[Code that builds pages]
================================

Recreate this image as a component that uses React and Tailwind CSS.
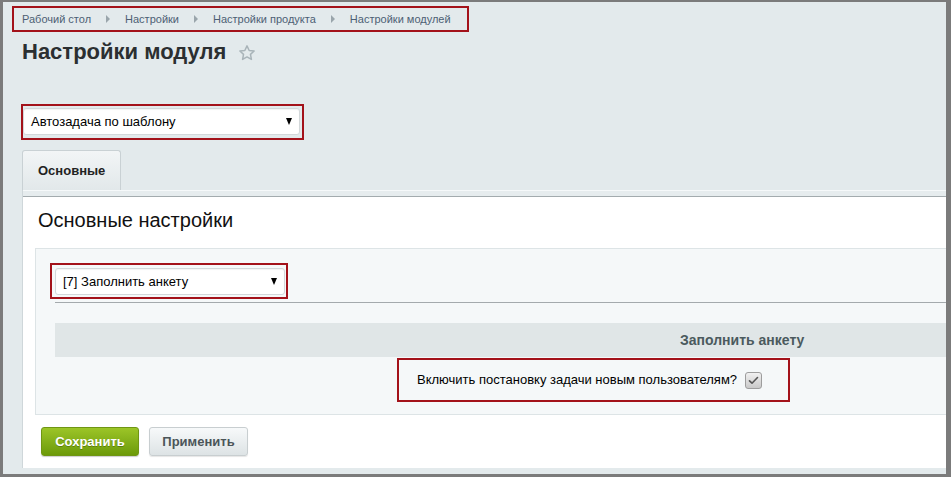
import React from "react";

const F = { fontFamily: '"Liberation Sans", Arial, sans-serif' };

function Arrow() {
  return (
    <span className="inline-block w-0 h-0 border-y-[4px] border-y-transparent border-l-[4px] border-l-[#9aa5ab] mx-[15px]" />
  );
}

function Select({ text, width }) {
  return (
    <div
      className="flex items-center justify-between h-[27px] bg-white rounded-[3px] border border-[#d3d8da] shadow-[inset_0_1px_1px_rgba(0,0,0,0.05)] pl-[7px] pr-[7px]"
      style={{ width }}
    >
      <span className="text-[13px] text-black leading-none">{text}</span>
      <span className="w-0 h-0 border-x-[3.5px] border-x-transparent border-t-[7px] border-t-black" />
    </div>
  );
}

export default function App() {
  return (
    <div
      className="w-[951px] h-[477px] bg-[#7b7b7b] pt-[2px] pl-[3px] pr-[5px] pb-[3px]"
      style={F}
    >
      <div className="w-full h-full bg-[#e3eaec] flex flex-col overflow-hidden">
        {/* breadcrumb */}
        <div className="ml-[9px] mt-[4px] w-[457px] h-[26px] border-2 border-[#a3121a] flex items-center pl-[8px] text-[11px] text-[#4d5f74]">
          <span>Рабочий стол</span>
          <Arrow />
          <span>Настройки</span>
          <Arrow />
          <span>Настройки продукта</span>
          <Arrow />
          <span>Настройки модулей</span>
        </div>

        {/* title */}
        <div className="mt-[7px] ml-[19px] flex items-center h-[26px]">
          <h1 className="text-[22px] leading-[26px] font-bold text-[#2b2f31]">Настройки модуля</h1>
          <svg className="ml-[12px] mt-[2px]" width="18" height="18" viewBox="0 0 24 24" fill="none" stroke="#a9b4b9" strokeWidth="2" strokeLinejoin="round">
            <polygon points="12,2.5 14.9,8.6 21.5,9.4 16.6,13.9 17.9,20.5 12,17.2 6.1,20.5 7.4,13.9 2.5,9.4 9.1,8.6" />
          </svg>
        </div>

        {/* select 1 */}
        <div className="mt-[39px] ml-[18px] w-[283px] h-[36px] border-2 border-[#a3121a] pt-[2px]">
          <Select text="Автозадача по шаблону" width="277px" />
        </div>

        {/* tab */}
        <div className="mt-[10px] ml-[19px] flex">
          <div className="w-[99px] h-[40px] border border-b-0 border-[#c9d1d4] rounded-t-[3px] bg-gradient-to-b from-[#f2f5f6] to-[#e2e8ea] flex items-center pl-[15px] text-[13px] font-bold text-[#222]">
            Основные
          </div>
        </div>

        {/* panel */}
        <div className="ml-[19px] flex-1 mb-[6px] border-l border-[#cfd7da] flex flex-col bg-white min-w-0">
          <div className="h-[7px] bg-[#e6ecee] border-t border-[#f6f9fa] border-b border-b-[#a3abae] shrink-0" />
          <div className="pt-[11px] pl-[15px] text-[20px] leading-[24px] text-[#111]">Основные настройки</div>

          <div className="mt-[16px] ml-[12px] h-[167px] border border-r-0 border-[#dde4e6] bg-[#f5f8f9] flex flex-col">
            <div className="mt-[14px] ml-[14px] w-[238px] h-[36px] border-2 border-[#a3121a] pt-[3px] pl-[3px]">
              <Select text="[7] Заполнить анкету" width="230px" />
            </div>
            <div className="mt-[3px] ml-[19px] h-[1px] bg-[#a4aaad]" />
            <div className="mt-[20px] ml-[19px] h-[34px] bg-[#e0e6e7] flex items-center pl-[625px] text-[14px] font-bold text-[#4b5a5e]">
              Заполнить анкету
            </div>
            <div className="mt-[1px] ml-[361px] w-[393px] h-[44px] border-2 border-[#a3121a] flex items-center pl-[18px] text-[13px] text-black">
              <span>Включить постановку задачи новым пользователям?</span>
              <span className="ml-[8px] w-[17px] h-[17px] rounded-[3px] border border-[#9d9d9d] bg-gradient-to-b from-[#f1f1f1] to-[#c9c9c9] flex items-center justify-center">
                <svg width="11" height="9" viewBox="0 0 11 9" fill="none" stroke="#555" strokeWidth="1.6" strokeLinecap="round" strokeLinejoin="round">
                  <polyline points="1.5,4.8 4,7.2 9.5,1.5" />
                </svg>
              </span>
            </div>
          </div>

          <div className="mt-[12px] ml-[18px] flex gap-[10px]">
            <button className="w-[98px] h-[29px] rounded-[3px] bg-gradient-to-b from-[#9cc527] to-[#6c9a08] border border-[#6f9613] text-white text-[13px] font-bold shadow-[0_1px_1px_rgba(0,0,0,0.2)] [text-shadow:0_1px_0_rgba(0,0,0,0.25)]">
              Сохранить
            </button>
            <button className="w-[99px] h-[29px] rounded-[3px] bg-gradient-to-b from-[#f7f9fa] to-[#dde3e5] border border-[#c8ced0] text-[#4b5559] text-[13px] font-bold shadow-[0_1px_1px_rgba(0,0,0,0.1)]">
              Применить
            </button>
          </div>
        </div>
      </div>
    </div>
  );
}
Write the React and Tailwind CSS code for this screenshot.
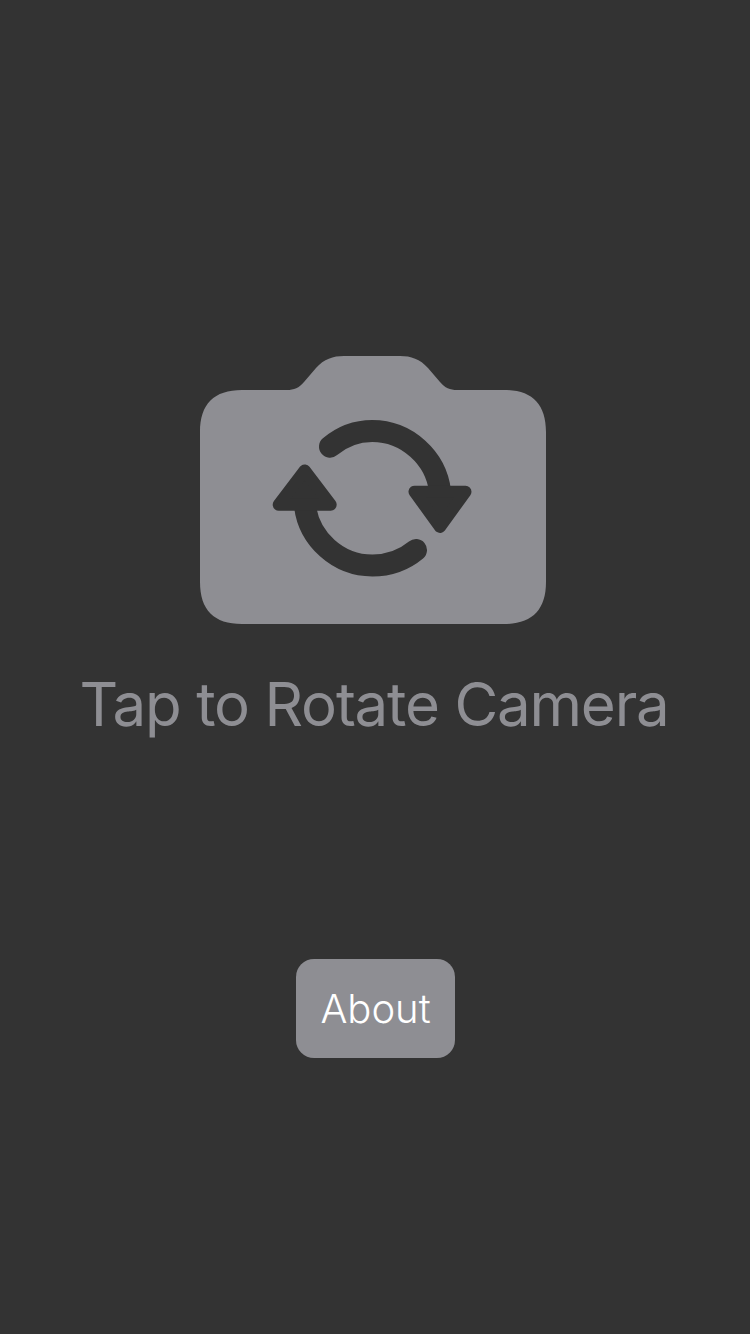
import React from "react";

const CameraIcon = () => (
  <svg width="346" height="268" viewBox="0 0 346 268" className="mr-1 block">
    <path
      d="M42 34H87C94 34 99 32 104 26L116 12C124 3 133 0 144 0H200C211 0 220 3 228 12L240 26C245 32 250 34 257 34H304C332 34 346 48 346 76V226C346 254 332 268 304 268H42C14 268 0 254 0 226V76C0 48 14 34 42 34Z"
      fill="#8e8e93"
    />
    <g fill="none" stroke="#333333" strokeWidth="22" strokeLinecap="round">
      <path d="M130 90.7C142 80.5 156 75 172.3 75C207 75 236 102 240 135" />
      <path d="M216 194C204 204 189 209.5 172.3 209.5C138 209.5 109 183 105 150" />
    </g>
    <g fill="#333333" stroke="#333333" strokeWidth="12" strokeLinejoin="round">
      <path d="M214.5 135.7H265.5L240 171Z" />
      <path d="M78.7 148.7H130.7L104.7 114.5Z" />
    </g>
  </svg>
);

export default function App() {
  return (
    <div className="flex min-h-[1334px] flex-col items-center bg-[#333333] pt-[356px] font-['Inter','Liberation_Sans',sans-serif]">
      <CameraIcon />
      <p className="mt-[44px] mr-[2px] text-[60px] leading-[73px] font-normal tracking-[-1.2px] text-[#8e8e93]">Tap to Rotate Camera</p>
      <button className="mt-[218px] ml-[1px] flex h-[99px] w-[159px] items-center justify-center rounded-[18px] bg-[#8e8e93] text-[40px] font-light text-white">
        About
      </button>
    </div>
  );
}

================================

[EXERCISE TASK] The entries above should be reproduced exactly, without their pictures.

[SOLUTION FOR THIS PROBLEM]
Recreate this image as a component that uses React and Tailwind CSS.
import React from "react";

const F = { fontFamily: '"Liberation Sans", Arial, sans-serif' };

function Arrow() {
  return (
    <span className="inline-block w-0 h-0 border-y-[4px] border-y-transparent border-l-[4px] border-l-[#9aa5ab] mx-[15px]" />
  );
}

function Select({ text, width }) {
  return (
    <div
      className="flex items-center justify-between h-[27px] bg-white rounded-[3px] border border-[#d3d8da] shadow-[inset_0_1px_1px_rgba(0,0,0,0.05)] pl-[7px] pr-[7px]"
      style={{ width }}
    >
      <span className="text-[13px] text-black leading-none">{text}</span>
      <span className="w-0 h-0 border-x-[3.5px] border-x-transparent border-t-[7px] border-t-black" />
    </div>
  );
}

export default function App() {
  return (
    <div
      className="w-[951px] h-[477px] bg-[#7b7b7b] pt-[2px] pl-[3px] pr-[5px] pb-[3px]"
      style={F}
    >
      <div className="w-full h-full bg-[#e3eaec] flex flex-col overflow-hidden">
        {/* breadcrumb */}
        <div className="ml-[9px] mt-[4px] w-[457px] h-[26px] border-2 border-[#a3121a] flex items-center pl-[8px] text-[11px] text-[#4d5f74]">
          <span>Рабочий стол</span>
          <Arrow />
          <span>Настройки</span>
          <Arrow />
          <span>Настройки продукта</span>
          <Arrow />
          <span>Настройки модулей</span>
        </div>

        {/* title */}
        <div className="mt-[7px] ml-[19px] flex items-center h-[26px]">
          <h1 className="text-[22px] leading-[26px] font-bold text-[#2b2f31]">Настройки модуля</h1>
          <svg className="ml-[12px] mt-[2px]" width="18" height="18" viewBox="0 0 24 24" fill="none" stroke="#a9b4b9" strokeWidth="2" strokeLinejoin="round">
            <polygon points="12,2.5 14.9,8.6 21.5,9.4 16.6,13.9 17.9,20.5 12,17.2 6.1,20.5 7.4,13.9 2.5,9.4 9.1,8.6" />
          </svg>
        </div>

        {/* select 1 */}
        <div className="mt-[39px] ml-[18px] w-[283px] h-[36px] border-2 border-[#a3121a] pt-[2px]">
          <Select text="Автозадача по шаблону" width="277px" />
        </div>

        {/* tab */}
        <div className="mt-[10px] ml-[19px] flex">
          <div className="w-[99px] h-[40px] border border-b-0 border-[#c9d1d4] rounded-t-[3px] bg-gradient-to-b from-[#f2f5f6] to-[#e2e8ea] flex items-center pl-[15px] text-[13px] font-bold text-[#222]">
            Основные
          </div>
        </div>

        {/* panel */}
        <div className="ml-[19px] flex-1 mb-[6px] border-l border-[#cfd7da] flex flex-col bg-white min-w-0">
          <div className="h-[7px] bg-[#e6ecee] border-t border-[#f6f9fa] border-b border-b-[#a3abae] shrink-0" />
          <div className="pt-[11px] pl-[15px] text-[20px] leading-[24px] text-[#111]">Основные настройки</div>

          <div className="mt-[16px] ml-[12px] h-[167px] border border-r-0 border-[#dde4e6] bg-[#f5f8f9] flex flex-col">
            <div className="mt-[14px] ml-[14px] w-[238px] h-[36px] border-2 border-[#a3121a] pt-[3px] pl-[3px]">
              <Select text="[7] Заполнить анкету" width="230px" />
            </div>
            <div className="mt-[3px] ml-[19px] h-[1px] bg-[#a4aaad]" />
            <div className="mt-[20px] ml-[19px] h-[34px] bg-[#e0e6e7] flex items-center pl-[625px] text-[14px] font-bold text-[#4b5a5e]">
              Заполнить анкету
            </div>
            <div className="mt-[1px] ml-[361px] w-[393px] h-[44px] border-2 border-[#a3121a] flex items-center pl-[18px] text-[13px] text-black">
              <span>Включить постановку задачи новым пользователям?</span>
              <span className="ml-[8px] w-[17px] h-[17px] rounded-[3px] border border-[#9d9d9d] bg-gradient-to-b from-[#f1f1f1] to-[#c9c9c9] flex items-center justify-center">
                <svg width="11" height="9" viewBox="0 0 11 9" fill="none" stroke="#555" strokeWidth="1.6" strokeLinecap="round" strokeLinejoin="round">
                  <polyline points="1.5,4.8 4,7.2 9.5,1.5" />
                </svg>
              </span>
            </div>
          </div>

          <div className="mt-[12px] ml-[18px] flex gap-[10px]">
            <button className="w-[98px] h-[29px] rounded-[3px] bg-gradient-to-b from-[#9cc527] to-[#6c9a08] border border-[#6f9613] text-white text-[13px] font-bold shadow-[0_1px_1px_rgba(0,0,0,0.2)] [text-shadow:0_1px_0_rgba(0,0,0,0.25)]">
              Сохранить
            </button>
            <button className="w-[99px] h-[29px] rounded-[3px] bg-gradient-to-b from-[#f7f9fa] to-[#dde3e5] border border-[#c8ced0] text-[#4b5559] text-[13px] font-bold shadow-[0_1px_1px_rgba(0,0,0,0.1)]">
              Применить
            </button>
          </div>
        </div>
      </div>
    </div>
  );
}
Write the React and Tailwind CSS code for this screenshot.
import React from "react";

const CameraIcon = () => (
  <svg width="346" height="268" viewBox="0 0 346 268" className="mr-1 block">
    <path
      d="M42 34H87C94 34 99 32 104 26L116 12C124 3 133 0 144 0H200C211 0 220 3 228 12L240 26C245 32 250 34 257 34H304C332 34 346 48 346 76V226C346 254 332 268 304 268H42C14 268 0 254 0 226V76C0 48 14 34 42 34Z"
      fill="#8e8e93"
    />
    <g fill="none" stroke="#333333" strokeWidth="22" strokeLinecap="round">
      <path d="M130 90.7C142 80.5 156 75 172.3 75C207 75 236 102 240 135" />
      <path d="M216 194C204 204 189 209.5 172.3 209.5C138 209.5 109 183 105 150" />
    </g>
    <g fill="#333333" stroke="#333333" strokeWidth="12" strokeLinejoin="round">
      <path d="M214.5 135.7H265.5L240 171Z" />
      <path d="M78.7 148.7H130.7L104.7 114.5Z" />
    </g>
  </svg>
);

export default function App() {
  return (
    <div className="flex min-h-[1334px] flex-col items-center bg-[#333333] pt-[356px] font-['Inter','Liberation_Sans',sans-serif]">
      <CameraIcon />
      <p className="mt-[44px] mr-[2px] text-[60px] leading-[73px] font-normal tracking-[-1.2px] text-[#8e8e93]">Tap to Rotate Camera</p>
      <button className="mt-[218px] ml-[1px] flex h-[99px] w-[159px] items-center justify-center rounded-[18px] bg-[#8e8e93] text-[40px] font-light text-white">
        About
      </button>
    </div>
  );
}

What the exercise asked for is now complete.